Considering my ethnic origin, I am eternally grateful that my sisters and cousins were never pushed into these boxes and were able to express themselves as freely as us boys were when we were young. We were very unique in that sense and I’m glad it remained so as we grew up, as I can see stereo typical gender expectations being pushed on the people around me to this very day. It’s very common for a girl to be expected to act as girls do, and for boys to act as boys do. Parents will still willingly favor boys over their girls financially, academically and emotionally. Girls are often expected to be supported by their ‘in-laws’ (universe forbid they shouldn’t want to get married), they’re often expected to not have careers to become child rearing experts, and as for emotional support… this can be a dubious prospect at best and there’s nothing more cringe inducing than parents imposing patriarchal ownership over their kids. This is admittedly a very dark and sinister side of shit parenting, but it’s the root cause of the shops having pink and blue aisles. It’s disconcerting and frankly depressing to grasp how many fathers, rather than supporting their little girls and helping them to confront gender stereotypes, actually play an active role in reinforcing them instead.

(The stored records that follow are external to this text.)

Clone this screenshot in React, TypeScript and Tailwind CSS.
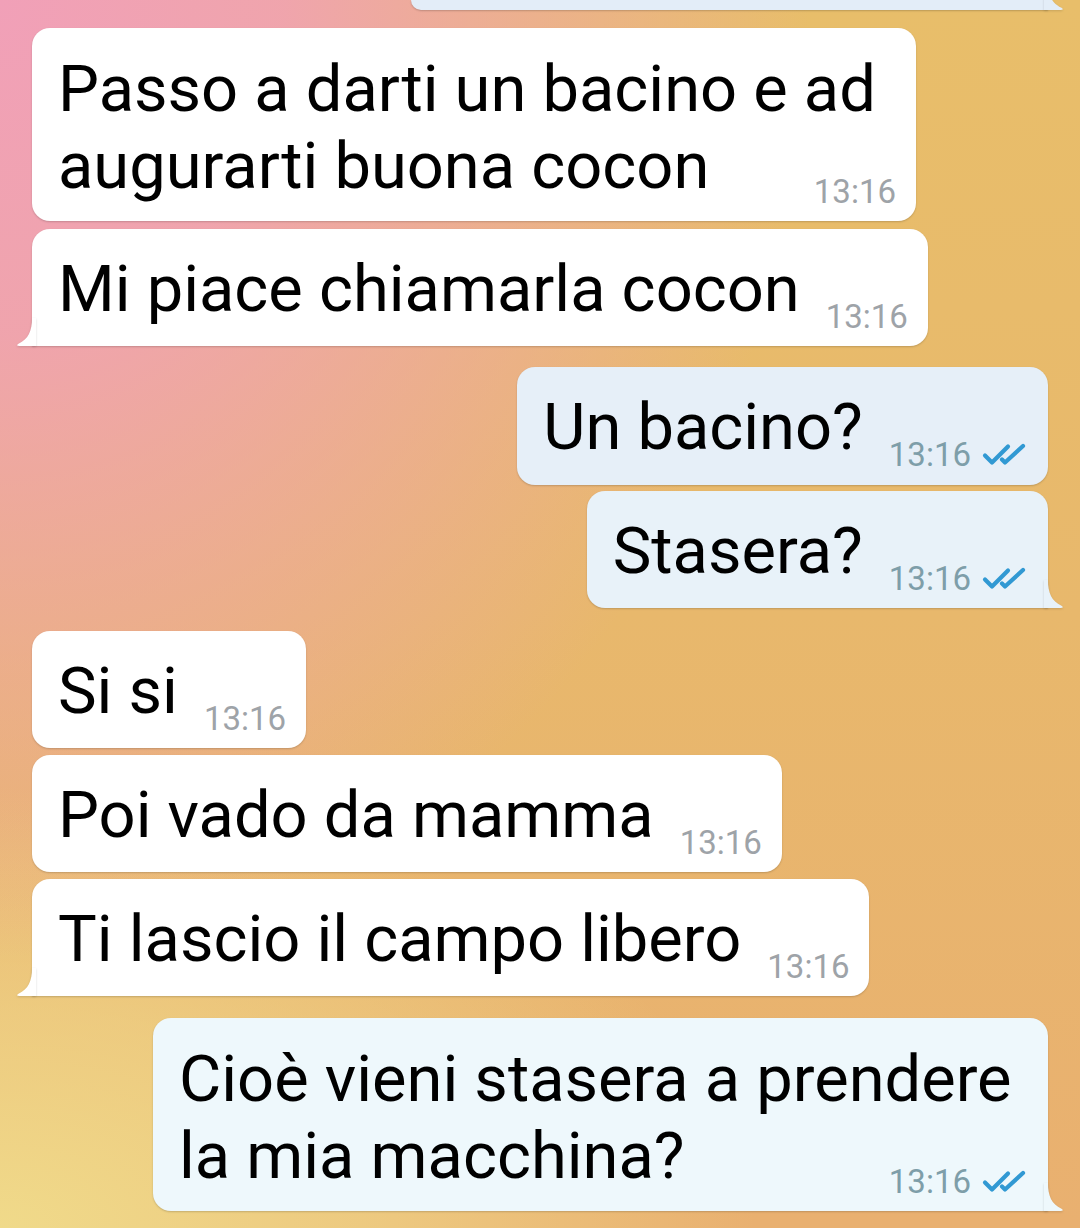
import React from "react"

// tail drawn at the bottom corner of the last bubble in a group
const Tail = ({ out, fill }: { out?: boolean; fill: string }) => (
    <svg
        width="20"
        height="28"
        viewBox="0 0 20 28"
        className={
            out
                ? "absolute bottom-0 right-[-16px] -scale-x-100 drop-shadow-[0_1px_1px_rgba(0,0,0,0.14)]"
                : "absolute bottom-0 left-[-16px] drop-shadow-[0_1px_1px_rgba(0,0,0,0.14)]"
        }
    >
        <path d="M16 0 C16 13 12.5 21 2.5 25.8 C0.5 26.8 1 28 3 28 H20 V0 Z" fill={fill} />
    </svg>
)

const Checks = () => (
    <svg width="46" height="24" viewBox="0 0 46 24" fill="none" stroke="#3199d3" strokeWidth="4.2" strokeLinecap="round" strokeLinejoin="round" className="ml-[11px]">
        <path d="M3 12.5 L10 19.5 L26 3.5" />
        <path d="M20 16.5 L23 19.5 L41 3" />
    </svg>
)

const Time = ({ out }: { out?: boolean }) => (
    <span className="flex items-center shrink-0">
        <span className={out ? "text-[33px] leading-none text-[#7e9ea9]" : "text-[33px] leading-none text-[#9ea3a8]"}>13:16</span>
        {out && <Checks />}
    </span>
)

const App = () => {
    return (
        <div
            className="w-[1080px] h-[1228px] overflow-hidden flex flex-col px-[32px] text-black bg-[radial-gradient(ellipse_75%_78%_at_0%_0%,#f1a0b8_0%,rgba(241,160,184,0.85)_35%,rgba(241,160,184,0)_100%),radial-gradient(ellipse_70%_36%_at_0%_100%,#f0da8a_0%,rgba(240,218,138,0.6)_50%,rgba(240,218,138,0)_100%),linear-gradient(to_bottom,#e8be6a_0%,#e8b86c_50%,#e9b070_100%)]"
            style={{ fontFamily: "Roboto, 'Noto Sans', sans-serif" }}
        >
            {/* partial outgoing bubble cut off at the top */}
            <div className="relative self-end w-[637px] h-[10px] bg-[#e3edf8] rounded-bl-[18px] shadow-[0_1px_2px_rgba(0,0,0,0.2)]">
                <Tail out fill="#e3edf8" />
            </div>

            {/* incoming group */}
            <div className="self-start mt-[18px] w-[884px] bg-white rounded-[18px] shadow-[0_1px_2px_rgba(0,0,0,0.18)] pl-[26px] pr-[20px] pt-[23px] pb-[16px] grid">
                <p className="col-start-1 row-start-1 text-[65px] leading-[77px] whitespace-nowrap">
                    Passo a darti un bacino e ad
                    <br />
                    augurarti buona cocon
                </p>
                <span className="col-start-1 row-start-1 self-end justify-self-end mb-[-3px]">
                    <Time />
                </span>
            </div>

            <div className="relative self-start mt-[8px] bg-white rounded-[18px] rounded-bl-none shadow-[0_1px_2px_rgba(0,0,0,0.18)] pl-[26px] pr-[20px] pt-[23px] pb-[19px] flex items-end">
                <p className="text-[65px] leading-[75px] whitespace-nowrap">Mi piace chiamarla cocon</p>
                <span className="ml-[26px] mb-[-6px]"><Time /></span>
                <Tail fill="#ffffff" />
            </div>

            {/* outgoing group */}
            <div className="self-end mt-[21px] bg-[#e6eff8] rounded-[18px] shadow-[0_1px_2px_rgba(0,0,0,0.18)] pl-[26px] pr-[20px] pt-[23px] pb-[20px] flex items-end">
                <p className="text-[65px] leading-[75px] whitespace-nowrap">Un bacino?</p>
                <span className="ml-[26px] mb-[-6px]"><Time out /></span>
            </div>

            <div className="relative self-end mt-[6px] bg-[#e8f2f9] rounded-[18px] rounded-br-none shadow-[0_1px_2px_rgba(0,0,0,0.18)] pl-[26px] pr-[20px] pt-[23px] pb-[19px] flex items-end">
                <p className="text-[65px] leading-[75px] whitespace-nowrap">Stasera?</p>
                <span className="ml-[26px] mb-[-6px]"><Time out /></span>
                <Tail out fill="#e8f2f9" />
            </div>

            {/* incoming group */}
            <div className="self-start mt-[23px] bg-white rounded-[18px] shadow-[0_1px_2px_rgba(0,0,0,0.18)] pl-[26px] pr-[20px] pt-[23px] pb-[19px] flex items-end">
                <p className="text-[65px] leading-[75px] whitespace-nowrap">Si si</p>
                <span className="ml-[26px] mb-[-6px]"><Time /></span>
            </div>

            <div className="self-start mt-[7px] bg-white rounded-[18px] shadow-[0_1px_2px_rgba(0,0,0,0.18)] pl-[26px] pr-[20px] pt-[23px] pb-[19px] flex items-end">
                <p className="text-[65px] leading-[75px] whitespace-nowrap">Poi vado da mamma</p>
                <span className="ml-[26px] mb-[-6px]"><Time /></span>
            </div>

            <div className="relative self-start mt-[7px] bg-white rounded-[18px] rounded-bl-none shadow-[0_1px_2px_rgba(0,0,0,0.18)] pl-[26px] pr-[20px] pt-[23px] pb-[19px] flex items-end">
                <p className="text-[65px] leading-[75px] whitespace-nowrap">Ti lascio il campo libero</p>
                <span className="ml-[26px] mb-[-6px]"><Time /></span>
                <Tail fill="#ffffff" />
            </div>

            {/* outgoing */}
            <div className="relative self-end mt-[22px] w-[895px] bg-[#eef8fc] rounded-[18px] rounded-br-none shadow-[0_1px_2px_rgba(0,0,0,0.18)] pl-[26px] pr-[20px] pt-[23px] pb-[16px] grid">
                <p className="col-start-1 row-start-1 text-[65px] leading-[77px] whitespace-nowrap">
                    Cioè vieni stasera a prendere
                    <br />
                    la mia macchina?
                </p>
                <span className="col-start-1 row-start-1 self-end justify-self-end mb-[-3px]">
                    <Time out />
                </span>
                <Tail out fill="#eef8fc" />
            </div>
        </div>
    )
}

export default App
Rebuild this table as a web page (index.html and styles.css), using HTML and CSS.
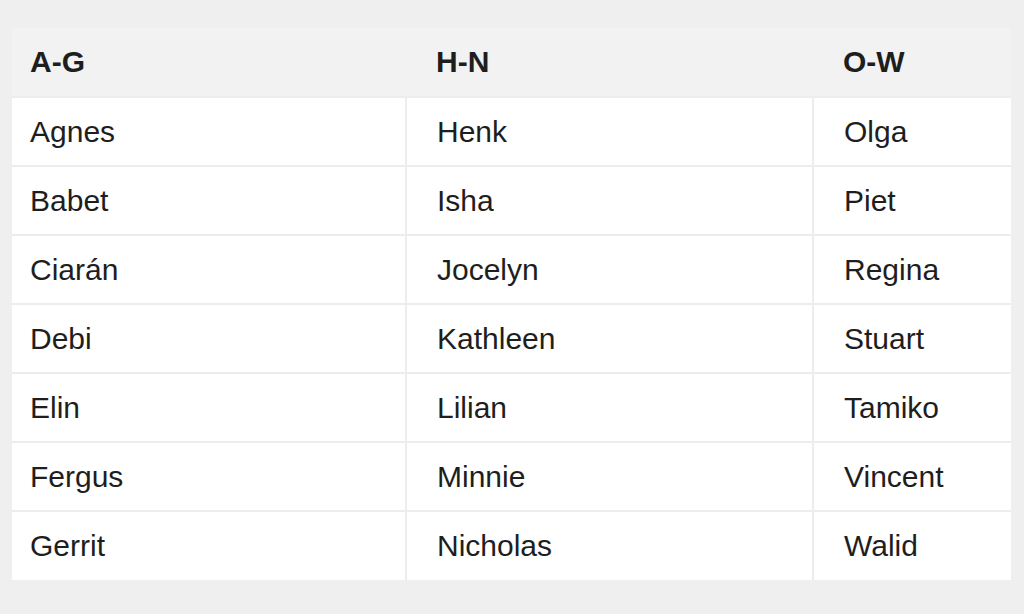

My gratitude for not having grown up in what are an uncomfortably common set of circumstances continues, as I know my child will also be free of these injustices in her own home. My wife and I will never place any gender-based limitations on what Bumble is allowed to do, want or like. It means so much to me that she is able to express herself freely.
In all honesty, I probably won’t join in the next feminist march or organized event; though my daughter has opened my eyes to the cause. I can quite safely say, that the pressure to be a ‘girl’ will not exist under my roof.